Mr. Conklin, who earned a bachelor’s degree in social psychology in 1972, had planned to work with poor children in Oakland but thought about Santa Barbara and how the environment affects children around the world. So after college, he moved to Santa Barbara, where he served as co-director of the Community Environmental Council for its first 10 years.
“Everyone was fighting the law and fighting the oil companies, fighting all kinds of things, but our goal was to create a positive alternative that built a coalition around the future,” Mr. Conklin said. “Let’s build community gardens and teach people how to grow things. Let’s create a renewable energy project.”
Mr. Conklin was part of early efforts toward a recycling program, and he worked to redefine Stearns Wharf.
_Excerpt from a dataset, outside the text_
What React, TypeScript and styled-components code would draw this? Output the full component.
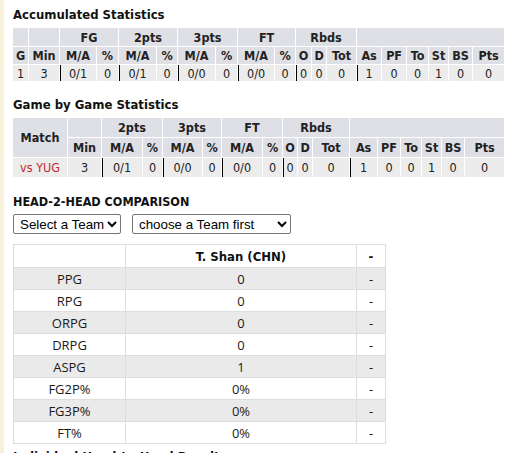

The pier had been used as a launching point for oil companies with offshore platforms, but after the oil spill, the 1872 wharf’s future was uncertain.
Mr. Conklin campaigned for making the pier a tourist site when he ran in 1977 for the Santa Barbara City Council, and two years later he had the council votes to make that a reality.
In 1981, Stearns Wharf reopened as a destination point where tourists could see the Pacific Ocean and enjoy dining and shopping. Mr. Conklin said a 1983 Coastal Commission study showed the wharf was making more money than San Francisco’s famous Pier 39.
During his 17 years on the City Council, which included a 1993-94 term as mayor, Mr. Conklin worked on managing and limiting population growth, planning the waterfront and preserving farmland in the Goleta Valley.
Mr. Conklin, a retired Southern California Edison public affairs director who has five sons, two daughters and 11 grandchildren with his wife, Haley, credits the oil spill for changing his life.
“I would never had thought about doing any of those (environmental) things if not for the day I walked down here and saw that,” he said as he looked at East Beach today, remembering the oil-soaked birds.